▶ [AIM]: Determine how many lines of the material hold the string "this" and reply with only that number.

▶ [SUPPLIED ENTRIES]:
** START **
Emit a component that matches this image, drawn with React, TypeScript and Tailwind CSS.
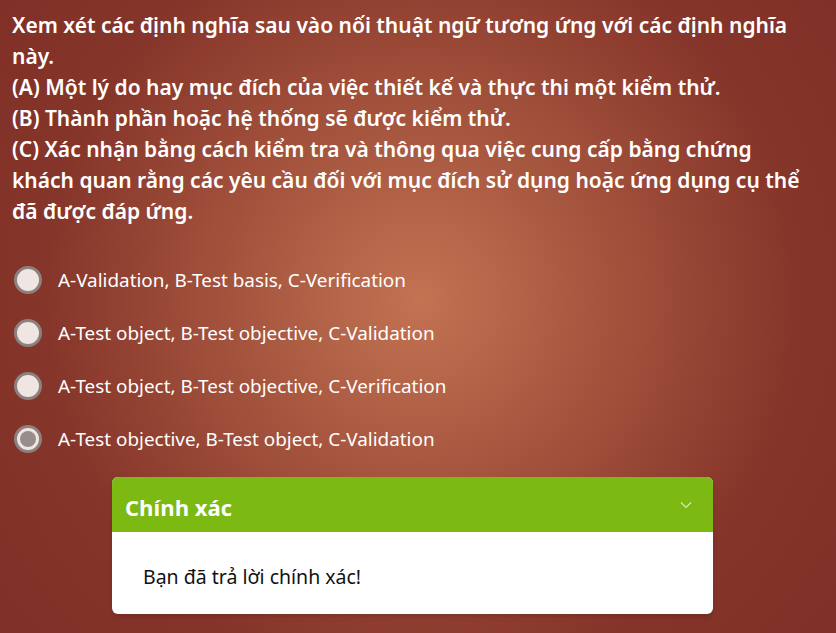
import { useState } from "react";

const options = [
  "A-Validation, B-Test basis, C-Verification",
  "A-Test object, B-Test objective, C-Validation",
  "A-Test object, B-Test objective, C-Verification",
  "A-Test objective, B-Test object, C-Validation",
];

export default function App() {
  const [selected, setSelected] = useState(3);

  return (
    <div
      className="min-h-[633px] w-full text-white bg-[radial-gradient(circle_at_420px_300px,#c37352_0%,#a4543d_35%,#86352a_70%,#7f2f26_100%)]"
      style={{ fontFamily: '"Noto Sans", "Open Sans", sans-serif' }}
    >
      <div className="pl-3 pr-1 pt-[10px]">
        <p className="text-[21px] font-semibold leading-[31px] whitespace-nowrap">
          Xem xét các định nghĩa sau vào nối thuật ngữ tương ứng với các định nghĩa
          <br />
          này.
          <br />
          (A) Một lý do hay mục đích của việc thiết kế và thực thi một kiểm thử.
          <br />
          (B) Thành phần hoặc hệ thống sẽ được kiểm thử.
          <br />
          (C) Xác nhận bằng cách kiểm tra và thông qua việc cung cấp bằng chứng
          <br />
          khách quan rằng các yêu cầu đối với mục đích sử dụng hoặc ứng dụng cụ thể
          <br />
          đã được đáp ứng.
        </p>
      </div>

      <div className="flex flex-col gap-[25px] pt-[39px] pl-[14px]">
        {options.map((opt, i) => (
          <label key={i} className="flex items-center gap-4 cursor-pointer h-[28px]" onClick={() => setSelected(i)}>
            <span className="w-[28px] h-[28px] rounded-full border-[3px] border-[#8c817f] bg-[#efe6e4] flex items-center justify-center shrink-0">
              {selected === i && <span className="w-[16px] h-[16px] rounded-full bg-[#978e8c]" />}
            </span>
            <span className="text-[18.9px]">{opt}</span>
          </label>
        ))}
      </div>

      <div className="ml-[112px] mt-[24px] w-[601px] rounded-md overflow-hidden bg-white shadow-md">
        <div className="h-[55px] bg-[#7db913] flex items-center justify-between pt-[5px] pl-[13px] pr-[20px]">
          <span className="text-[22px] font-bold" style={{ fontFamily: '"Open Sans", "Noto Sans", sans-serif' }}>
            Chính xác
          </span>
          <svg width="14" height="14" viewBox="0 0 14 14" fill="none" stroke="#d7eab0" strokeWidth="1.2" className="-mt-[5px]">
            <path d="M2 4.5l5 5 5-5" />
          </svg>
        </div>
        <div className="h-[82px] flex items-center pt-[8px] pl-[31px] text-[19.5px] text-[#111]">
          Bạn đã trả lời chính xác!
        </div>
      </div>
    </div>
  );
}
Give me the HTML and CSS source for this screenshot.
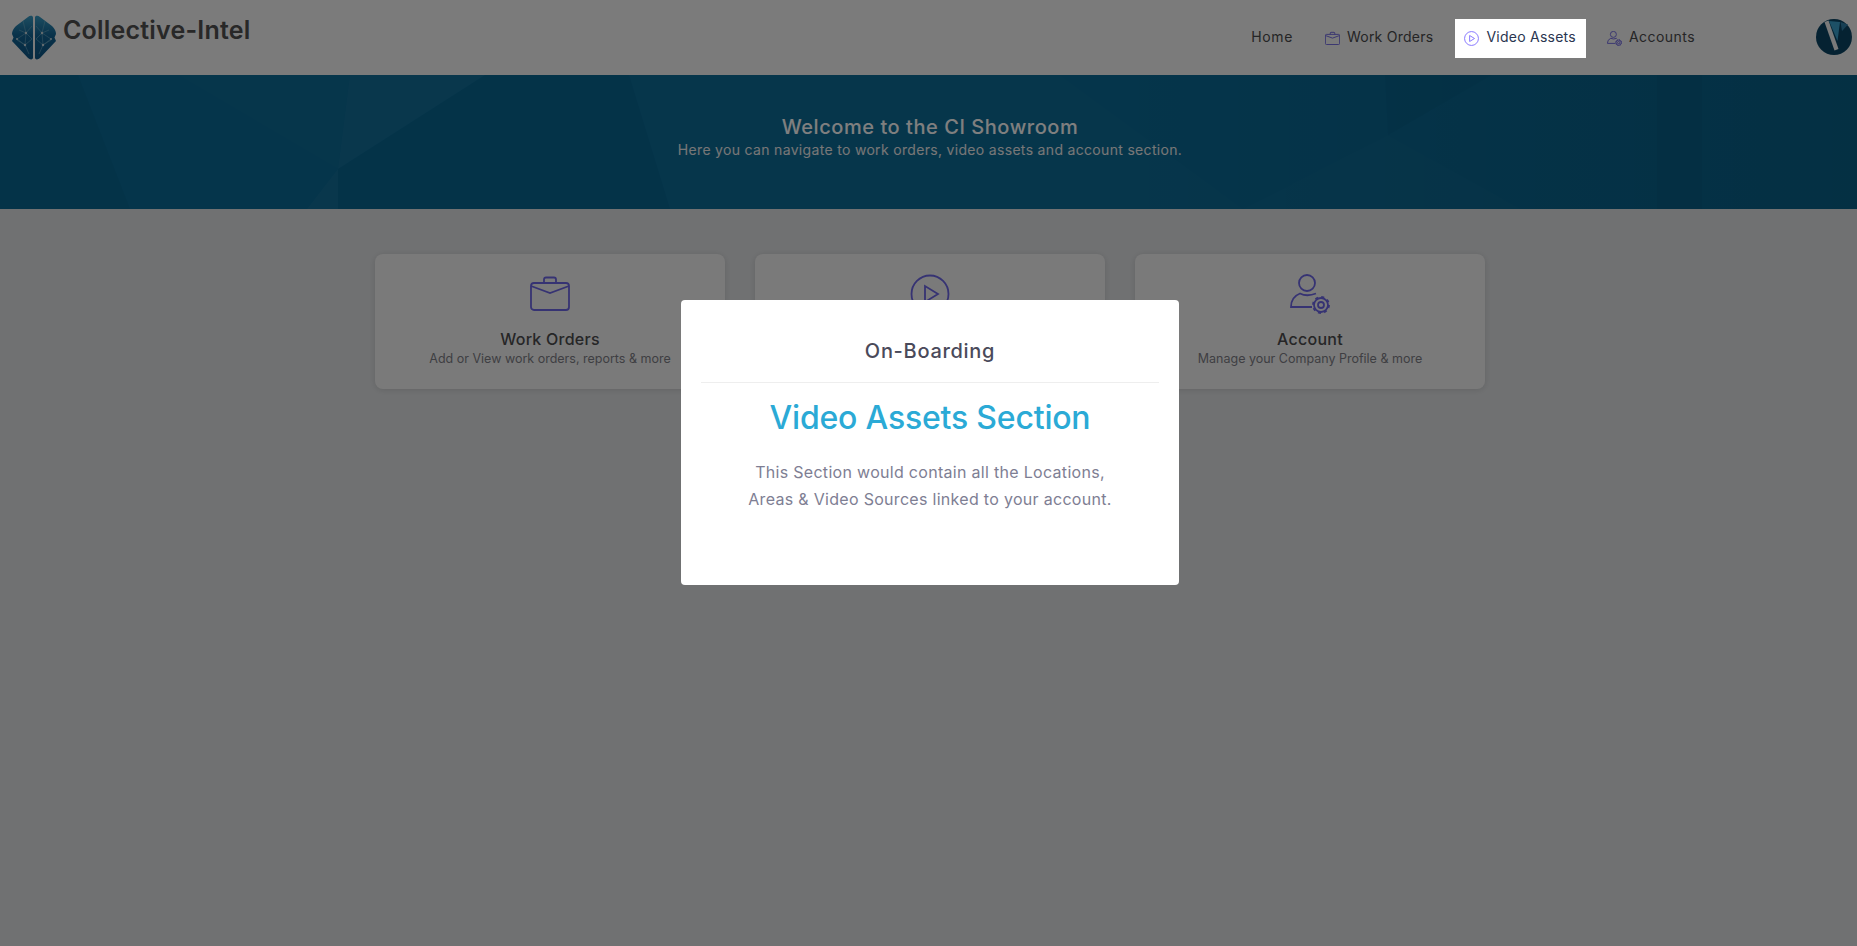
** END **
▶ [OUTPUT OF THE EXERCISE]: 2